16. A nucleic acid according to claim 14 additionally comprising a nonsense codon at position B24.

17. A method of lowering the blood sugar of a patient, the method comprising administering a physiologically effective amount of an insulin analogue or a pharmaceutically acceptable salt thereof to the patient, wherein the insulin analogue comprises at least one substitution relative to wild type insulin selected from the group consisting of:

an Ala, Asp, His, or Leu substitution at B13,

a Glu, Gln, Ala, His, Trp or Tyr substitution at B17,

an Ala, Thr, Asp, Asn, Glu, Gln, His or Tyr substitution at A12,

an Ala, Glu, Gln, His, Tyr, Phe or Trp substitution at A13, and

an Ala, Gln, His, Trp, or Tyr substitution at A17.

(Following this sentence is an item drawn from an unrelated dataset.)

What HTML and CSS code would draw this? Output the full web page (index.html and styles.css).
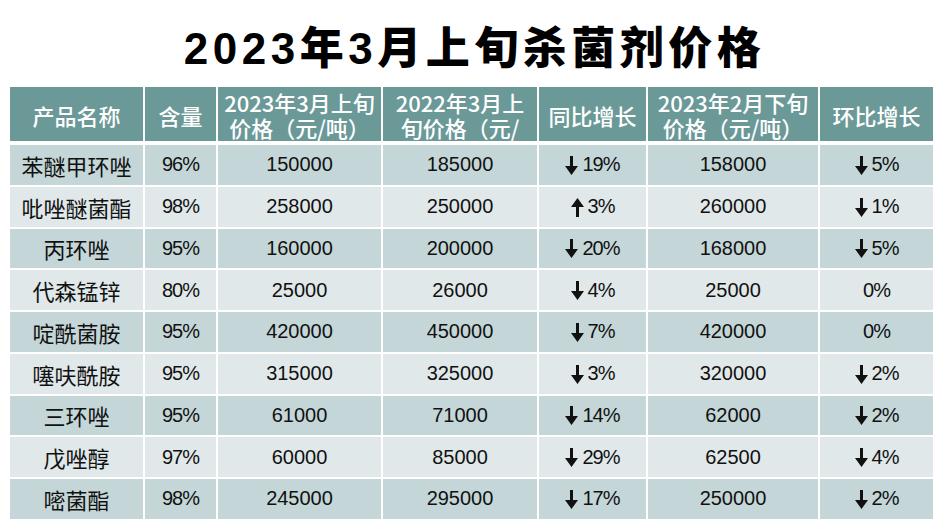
FILE: index.html
```html
<!DOCTYPE html>
<html lang="zh-CN">
<head>
<meta charset="utf-8">
<link rel="stylesheet" href="styles.css">
</head>
<body>
<h1 class="title">2023年3月上旬杀菌剂价格</h1>
<div class="table">
  <div class="th">产品名称</div>
  <div class="th">含量</div>
  <div class="th"><span class="ln">2023年3月上旬</span><span class="ln">价格（元/吨）</span></div>
  <div class="th"><span class="ln">2022年3月上</span><span class="ln">旬价格（元/</span></div>
  <div class="th">同比增长</div>
  <div class="th"><span class="ln">2023年2月下旬</span><span class="ln">价格（元/吨）</span></div>
  <div class="th">环比增长</div>

  <div class="td name dark">苯醚甲环唑</div><div class="td pct dark">96%</div><div class="td num dark">150000</div><div class="td num dark">185000</div><div class="td pct dark"><svg class="arr" viewBox="0 0 13 19"><path d="M5 0h3v11H5z M0 10h13L6.5 19z"/></svg>19%</div><div class="td num dark">158000</div><div class="td pct dark"><svg class="arr" viewBox="0 0 13 19"><path d="M5 0h3v11H5z M0 10h13L6.5 19z"/></svg>5%</div>

  <div class="td name light">吡唑醚菌酯</div><div class="td pct light">98%</div><div class="td num light">258000</div><div class="td num light">250000</div><div class="td pct light"><svg class="arr" viewBox="0 0 13 19"><path d="M5 19h3V8H5z M0 9h13L6.5 0z"/></svg>3%</div><div class="td num light">260000</div><div class="td pct light"><svg class="arr" viewBox="0 0 13 19"><path d="M5 0h3v11H5z M0 10h13L6.5 19z"/></svg>1%</div>

  <div class="td name dark">丙环唑</div><div class="td pct dark">95%</div><div class="td num dark">160000</div><div class="td num dark">200000</div><div class="td pct dark"><svg class="arr" viewBox="0 0 13 19"><path d="M5 0h3v11H5z M0 10h13L6.5 19z"/></svg>20%</div><div class="td num dark">168000</div><div class="td pct dark"><svg class="arr" viewBox="0 0 13 19"><path d="M5 0h3v11H5z M0 10h13L6.5 19z"/></svg>5%</div>

  <div class="td name light">代森锰锌</div><div class="td pct light">80%</div><div class="td num light">25000</div><div class="td num light">26000</div><div class="td pct light"><svg class="arr" viewBox="0 0 13 19"><path d="M5 0h3v11H5z M0 10h13L6.5 19z"/></svg>4%</div><div class="td num light">25000</div><div class="td pct light">0%</div>

  <div class="td name dark">啶酰菌胺</div><div class="td pct dark">95%</div><div class="td num dark">420000</div><div class="td num dark">450000</div><div class="td pct dark"><svg class="arr" viewBox="0 0 13 19"><path d="M5 0h3v11H5z M0 10h13L6.5 19z"/></svg>7%</div><div class="td num dark">420000</div><div class="td pct dark">0%</div>

  <div class="td name light">噻呋酰胺</div><div class="td pct light">95%</div><div class="td num light">315000</div><div class="td num light">325000</div><div class="td pct light"><svg class="arr" viewBox="0 0 13 19"><path d="M5 0h3v11H5z M0 10h13L6.5 19z"/></svg>3%</div><div class="td num light">320000</div><div class="td pct light"><svg class="arr" viewBox="0 0 13 19"><path d="M5 0h3v11H5z M0 10h13L6.5 19z"/></svg>2%</div>

  <div class="td name dark">三环唑</div><div class="td pct dark">95%</div><div class="td num dark">61000</div><div class="td num dark">71000</div><div class="td pct dark"><svg class="arr" viewBox="0 0 13 19"><path d="M5 0h3v11H5z M0 10h13L6.5 19z"/></svg>14%</div><div class="td num dark">62000</div><div class="td pct dark"><svg class="arr" viewBox="0 0 13 19"><path d="M5 0h3v11H5z M0 10h13L6.5 19z"/></svg>2%</div>

  <div class="td name light">戊唑醇</div><div class="td pct light">97%</div><div class="td num light">60000</div><div class="td num light">85000</div><div class="td pct light"><svg class="arr" viewBox="0 0 13 19"><path d="M5 0h3v11H5z M0 10h13L6.5 19z"/></svg>29%</div><div class="td num light">62500</div><div class="td pct light"><svg class="arr" viewBox="0 0 13 19"><path d="M5 0h3v11H5z M0 10h13L6.5 19z"/></svg>4%</div>

  <div class="td name dark">嘧菌酯</div><div class="td pct dark">98%</div><div class="td num dark">245000</div><div class="td num dark">295000</div><div class="td pct dark"><svg class="arr" viewBox="0 0 13 19"><path d="M5 0h3v11H5z M0 10h13L6.5 19z"/></svg>17%</div><div class="td num dark">250000</div><div class="td pct dark"><svg class="arr" viewBox="0 0 13 19"><path d="M5 0h3v11H5z M0 10h13L6.5 19z"/></svg>2%</div>
</div>
</body>
</html>
```
FILE: styles.css
```css
html, body {
  margin: 0;
  padding: 0;
  background: #ffffff;
}
body {
  width: 945px;
  height: 531px;
  overflow: hidden;
  font-family: "Noto Sans CJK SC", sans-serif;
}
.title {
  margin: 0;
  height: 87px;
  box-sizing: border-box;
  padding-top: 11px;
  padding-left: 4px;
  display: flex;
  align-items: center;
  justify-content: center;
  font-family: "Liberation Sans", "Noto Sans CJK SC", sans-serif;
  font-weight: 900;
  font-size: 44px;
  letter-spacing: 4.5px;
  color: #000;
  line-height: 1;
}
.table {
  margin-left: 10px;
  width: 923px;
  display: grid;
  grid-template-columns: 133px 71px 163px 154px 107px 170px 113px;
  grid-template-rows: 56px repeat(9, 39.75px);
  column-gap: 2px;
  row-gap: 2px;
}
.th {
  background: #6a9998;
  color: #ffffff;
  font-family: "Noto Sans CJK SC", sans-serif;
  font-weight: 500;
  font-size: 22px;
  line-height: 26px;
  display: flex;
  flex-direction: column;
  align-items: center;
  justify-content: center;
  text-align: center;
  white-space: nowrap;
  overflow: hidden;
  margin-bottom: 2px;
  padding-top: 1px;
}
.ln {
  display: block;
  height: 25px;
  line-height: 25px;
}
.td {
  display: flex;
  align-items: center;
  justify-content: center;
  color: #111;
  white-space: nowrap;
}
.dark { background: #c4d6d7; }
.light { background: #e0e8e9; }
.name {
  font-family: "Noto Sans CJK SC", sans-serif;
  font-size: 22px;
}
.num {
  font-family: "Liberation Sans", sans-serif;
  font-size: 20px;
}
.pct {
  font-family: "Liberation Sans", sans-serif;
  font-size: 20px;
  letter-spacing: -1px;
}
.arr {
  width: 13px;
  height: 19px;
  fill: #111;
  margin-right: 4px;
  margin-top: 1px;
}
```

18. The method of claim 17, wherein the analogue is formulated in a composition containing zinc ions at a molar ratio of between 2 and 10 zinc ions per six single-chain insulin analogue monomers and wherein the pH of the formulation is between pH 6.8 and pH 8.0.

19. The method of claim 18, wherein the insulin analogue is formulated at a strength of at least U-100.

20. The method of claim 19, wherein the insulin analogue is formulated at a strength of between U-500 and U-1000.